◆ Work instructions ◆
Restate each line word for word. Leave out every picture.

◆ Source material ◆
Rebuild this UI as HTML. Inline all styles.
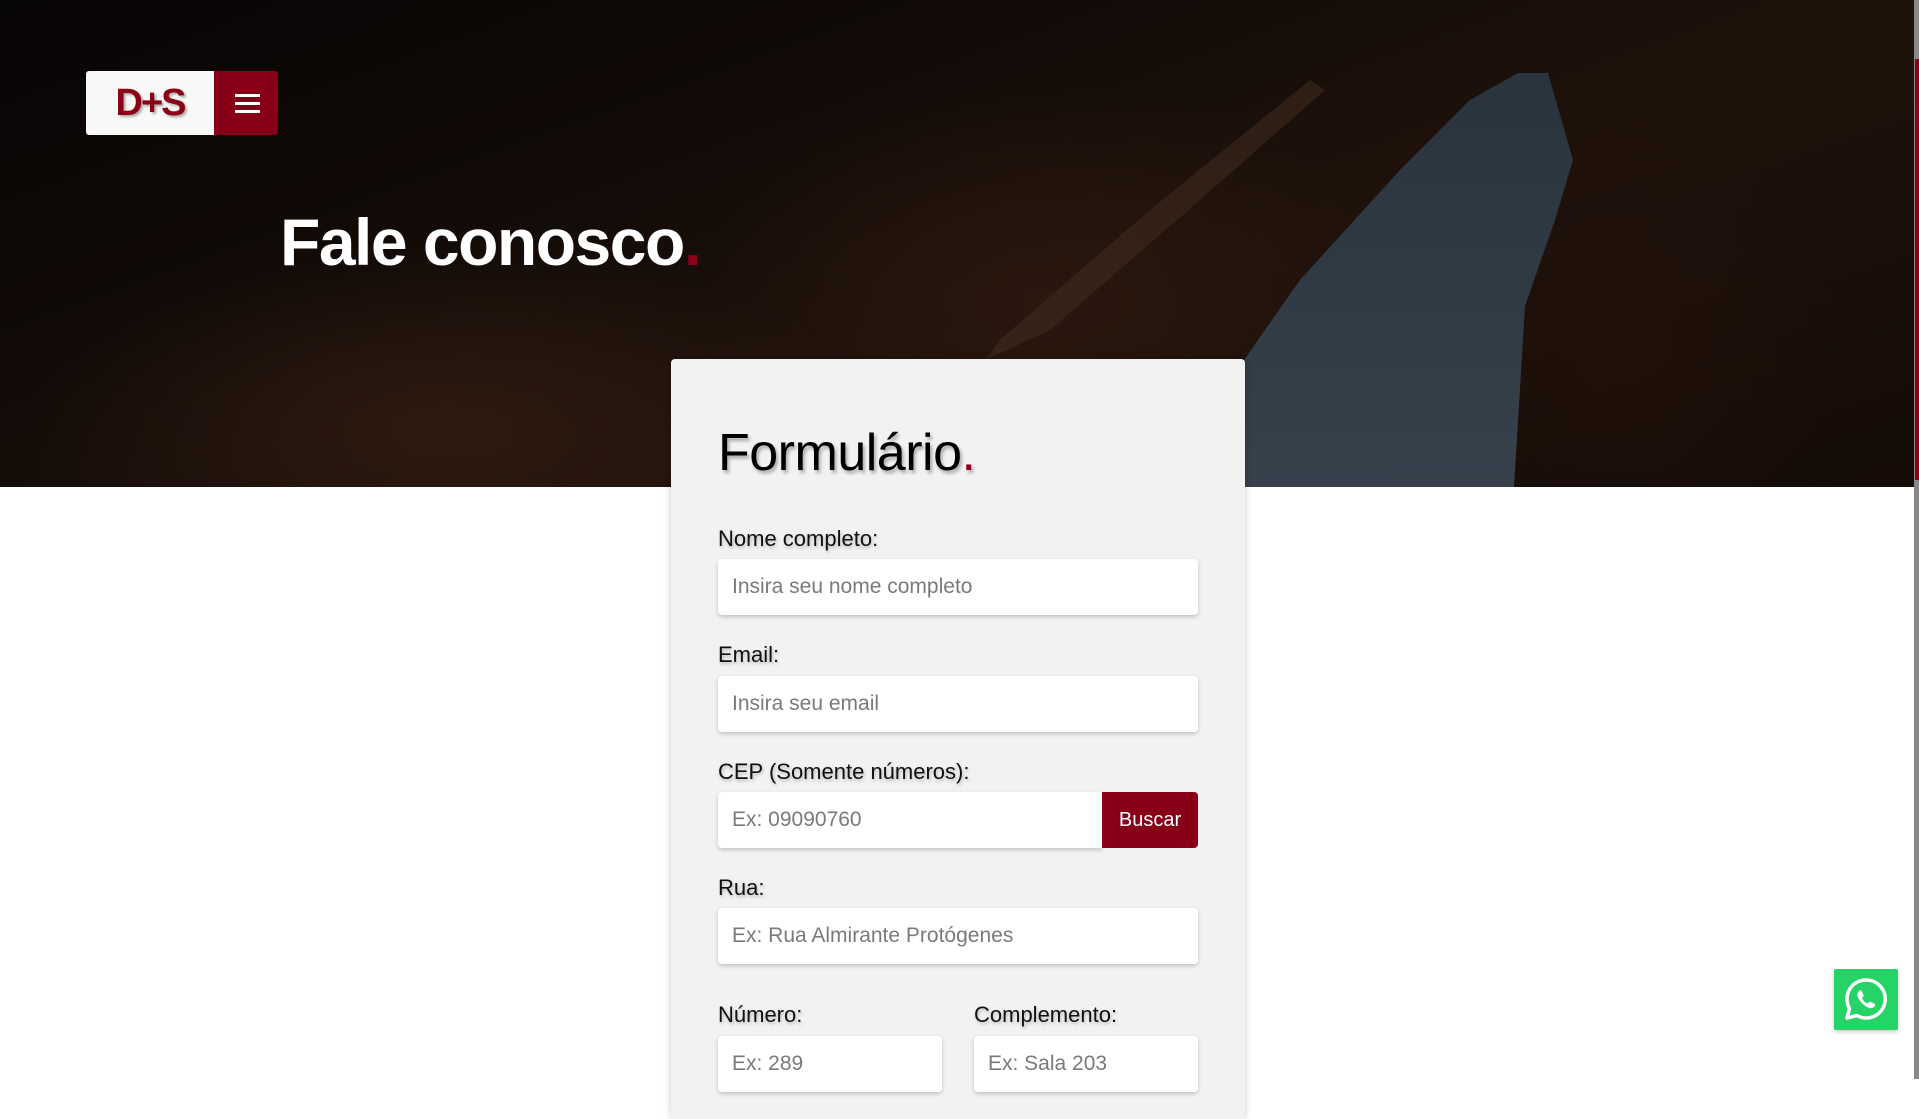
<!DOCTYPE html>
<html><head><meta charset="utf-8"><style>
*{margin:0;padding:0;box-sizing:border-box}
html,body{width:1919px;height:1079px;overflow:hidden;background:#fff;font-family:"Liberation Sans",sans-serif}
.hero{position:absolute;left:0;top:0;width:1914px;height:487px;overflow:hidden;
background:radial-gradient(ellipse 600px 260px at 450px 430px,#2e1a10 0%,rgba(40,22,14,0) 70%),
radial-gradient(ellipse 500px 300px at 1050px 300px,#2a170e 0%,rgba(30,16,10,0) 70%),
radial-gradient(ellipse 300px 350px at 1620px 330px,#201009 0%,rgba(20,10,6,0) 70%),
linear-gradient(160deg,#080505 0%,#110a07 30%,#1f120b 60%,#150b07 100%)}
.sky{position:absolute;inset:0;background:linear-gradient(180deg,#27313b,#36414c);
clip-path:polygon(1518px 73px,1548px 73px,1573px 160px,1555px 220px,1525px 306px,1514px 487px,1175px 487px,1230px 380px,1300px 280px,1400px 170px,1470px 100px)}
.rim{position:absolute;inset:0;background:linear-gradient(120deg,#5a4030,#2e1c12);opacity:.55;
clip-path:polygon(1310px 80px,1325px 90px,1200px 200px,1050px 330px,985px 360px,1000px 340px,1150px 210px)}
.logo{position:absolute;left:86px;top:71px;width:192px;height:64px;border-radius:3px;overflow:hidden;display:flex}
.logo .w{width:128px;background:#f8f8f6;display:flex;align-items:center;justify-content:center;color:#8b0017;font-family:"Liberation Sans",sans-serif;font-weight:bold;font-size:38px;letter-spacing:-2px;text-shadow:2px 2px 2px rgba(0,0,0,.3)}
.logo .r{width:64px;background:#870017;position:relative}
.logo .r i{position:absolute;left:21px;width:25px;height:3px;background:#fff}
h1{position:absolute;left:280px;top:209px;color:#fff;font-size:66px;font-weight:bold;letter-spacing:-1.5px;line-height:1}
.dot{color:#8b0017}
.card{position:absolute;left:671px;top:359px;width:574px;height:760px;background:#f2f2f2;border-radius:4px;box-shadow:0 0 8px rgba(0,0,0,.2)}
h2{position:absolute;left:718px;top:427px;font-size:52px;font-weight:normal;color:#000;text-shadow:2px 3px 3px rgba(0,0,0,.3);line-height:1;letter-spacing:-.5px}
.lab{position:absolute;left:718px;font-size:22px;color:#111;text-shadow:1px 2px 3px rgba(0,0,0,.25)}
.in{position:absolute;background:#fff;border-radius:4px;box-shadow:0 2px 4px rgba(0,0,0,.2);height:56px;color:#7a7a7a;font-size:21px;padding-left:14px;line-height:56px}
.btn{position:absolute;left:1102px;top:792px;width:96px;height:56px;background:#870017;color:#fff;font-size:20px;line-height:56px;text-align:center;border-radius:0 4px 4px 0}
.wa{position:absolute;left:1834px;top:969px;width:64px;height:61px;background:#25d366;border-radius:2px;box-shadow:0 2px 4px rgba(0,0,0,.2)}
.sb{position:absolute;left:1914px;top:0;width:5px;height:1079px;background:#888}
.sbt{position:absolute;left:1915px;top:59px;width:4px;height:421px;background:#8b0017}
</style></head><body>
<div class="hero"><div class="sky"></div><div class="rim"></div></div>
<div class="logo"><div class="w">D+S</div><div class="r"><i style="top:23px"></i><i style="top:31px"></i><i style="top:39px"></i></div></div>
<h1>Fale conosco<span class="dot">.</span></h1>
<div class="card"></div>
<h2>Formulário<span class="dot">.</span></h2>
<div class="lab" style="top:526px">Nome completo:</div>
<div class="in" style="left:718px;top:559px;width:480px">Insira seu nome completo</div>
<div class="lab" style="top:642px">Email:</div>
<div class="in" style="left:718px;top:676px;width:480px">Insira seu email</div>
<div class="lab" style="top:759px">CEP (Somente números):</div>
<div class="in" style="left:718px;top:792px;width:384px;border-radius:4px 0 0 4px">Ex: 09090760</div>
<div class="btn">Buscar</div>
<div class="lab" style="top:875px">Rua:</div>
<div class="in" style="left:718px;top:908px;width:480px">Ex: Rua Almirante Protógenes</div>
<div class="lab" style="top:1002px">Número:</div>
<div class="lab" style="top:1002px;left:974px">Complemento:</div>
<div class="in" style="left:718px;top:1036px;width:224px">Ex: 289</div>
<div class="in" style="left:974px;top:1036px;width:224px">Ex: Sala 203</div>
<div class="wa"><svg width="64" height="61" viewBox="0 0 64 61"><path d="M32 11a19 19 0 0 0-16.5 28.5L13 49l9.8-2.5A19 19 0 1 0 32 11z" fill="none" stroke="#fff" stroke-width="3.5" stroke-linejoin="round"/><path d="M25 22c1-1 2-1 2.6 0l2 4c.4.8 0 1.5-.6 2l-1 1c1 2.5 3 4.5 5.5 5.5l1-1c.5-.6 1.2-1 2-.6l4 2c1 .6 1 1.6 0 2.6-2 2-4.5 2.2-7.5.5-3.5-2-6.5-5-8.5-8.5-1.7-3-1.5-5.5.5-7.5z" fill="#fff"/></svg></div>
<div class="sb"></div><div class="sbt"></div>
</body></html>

◆ Output for this exercise ◆
Rebuild this UI as HTML. Inline all styles.
<!DOCTYPE html>
<html><head><meta charset="utf-8"><style>
*{margin:0;padding:0;box-sizing:border-box}
html,body{width:1919px;height:1079px;overflow:hidden;background:#fff;font-family:"Liberation Sans",sans-serif}
.hero{position:absolute;left:0;top:0;width:1914px;height:487px;overflow:hidden;
background:radial-gradient(ellipse 600px 260px at 450px 430px,#2e1a10 0%,rgba(40,22,14,0) 70%),
radial-gradient(ellipse 500px 300px at 1050px 300px,#2a170e 0%,rgba(30,16,10,0) 70%),
radial-gradient(ellipse 300px 350px at 1620px 330px,#201009 0%,rgba(20,10,6,0) 70%),
linear-gradient(160deg,#080505 0%,#110a07 30%,#1f120b 60%,#150b07 100%)}
.sky{position:absolute;inset:0;background:linear-gradient(180deg,#27313b,#36414c);
clip-path:polygon(1518px 73px,1548px 73px,1573px 160px,1555px 220px,1525px 306px,1514px 487px,1175px 487px,1230px 380px,1300px 280px,1400px 170px,1470px 100px)}
.rim{position:absolute;inset:0;background:linear-gradient(120deg,#5a4030,#2e1c12);opacity:.55;
clip-path:polygon(1310px 80px,1325px 90px,1200px 200px,1050px 330px,985px 360px,1000px 340px,1150px 210px)}
.logo{position:absolute;left:86px;top:71px;width:192px;height:64px;border-radius:3px;overflow:hidden;display:flex}
.logo .w{width:128px;background:#f8f8f6;display:flex;align-items:center;justify-content:center;color:#8b0017;font-family:"Liberation Sans",sans-serif;font-weight:bold;font-size:38px;letter-spacing:-2px;text-shadow:2px 2px 2px rgba(0,0,0,.3)}
.logo .r{width:64px;background:#870017;position:relative}
.logo .r i{position:absolute;left:21px;width:25px;height:3px;background:#fff}
h1{position:absolute;left:280px;top:209px;color:#fff;font-size:66px;font-weight:bold;letter-spacing:-1.5px;line-height:1}
.dot{color:#8b0017}
.card{position:absolute;left:671px;top:359px;width:574px;height:760px;background:#f2f2f2;border-radius:4px;box-shadow:0 0 8px rgba(0,0,0,.2)}
h2{position:absolute;left:718px;top:427px;font-size:52px;font-weight:normal;color:#000;text-shadow:2px 3px 3px rgba(0,0,0,.3);line-height:1;letter-spacing:-.5px}
.lab{position:absolute;left:718px;font-size:22px;color:#111;text-shadow:1px 2px 3px rgba(0,0,0,.25)}
.in{position:absolute;background:#fff;border-radius:4px;box-shadow:0 2px 4px rgba(0,0,0,.2);height:56px;color:#7a7a7a;font-size:21px;padding-left:14px;line-height:56px}
.btn{position:absolute;left:1102px;top:792px;width:96px;height:56px;background:#870017;color:#fff;font-size:20px;line-height:56px;text-align:center;border-radius:0 4px 4px 0}
.wa{position:absolute;left:1834px;top:969px;width:64px;height:61px;background:#25d366;border-radius:2px;box-shadow:0 2px 4px rgba(0,0,0,.2)}
.sb{position:absolute;left:1914px;top:0;width:5px;height:1079px;background:#888}
.sbt{position:absolute;left:1915px;top:59px;width:4px;height:421px;background:#8b0017}
</style></head><body>
<div class="hero"><div class="sky"></div><div class="rim"></div></div>
<div class="logo"><div class="w">D+S</div><div class="r"><i style="top:23px"></i><i style="top:31px"></i><i style="top:39px"></i></div></div>
<h1>Fale conosco<span class="dot">.</span></h1>
<div class="card"></div>
<h2>Formulário<span class="dot">.</span></h2>
<div class="lab" style="top:526px">Nome completo:</div>
<div class="in" style="left:718px;top:559px;width:480px">Insira seu nome completo</div>
<div class="lab" style="top:642px">Email:</div>
<div class="in" style="left:718px;top:676px;width:480px">Insira seu email</div>
<div class="lab" style="top:759px">CEP (Somente números):</div>
<div class="in" style="left:718px;top:792px;width:384px;border-radius:4px 0 0 4px">Ex: 09090760</div>
<div class="btn">Buscar</div>
<div class="lab" style="top:875px">Rua:</div>
<div class="in" style="left:718px;top:908px;width:480px">Ex: Rua Almirante Protógenes</div>
<div class="lab" style="top:1002px">Número:</div>
<div class="lab" style="top:1002px;left:974px">Complemento:</div>
<div class="in" style="left:718px;top:1036px;width:224px">Ex: 289</div>
<div class="in" style="left:974px;top:1036px;width:224px">Ex: Sala 203</div>
<div class="wa"><svg width="64" height="61" viewBox="0 0 64 61"><path d="M32 11a19 19 0 0 0-16.5 28.5L13 49l9.8-2.5A19 19 0 1 0 32 11z" fill="none" stroke="#fff" stroke-width="3.5" stroke-linejoin="round"/><path d="M25 22c1-1 2-1 2.6 0l2 4c.4.8 0 1.5-.6 2l-1 1c1 2.5 3 4.5 5.5 5.5l1-1c.5-.6 1.2-1 2-.6l4 2c1 .6 1 1.6 0 2.6-2 2-4.5 2.2-7.5.5-3.5-2-6.5-5-8.5-8.5-1.7-3-1.5-5.5.5-7.5z" fill="#fff"/></svg></div>
<div class="sb"></div><div class="sbt"></div>
</body></html>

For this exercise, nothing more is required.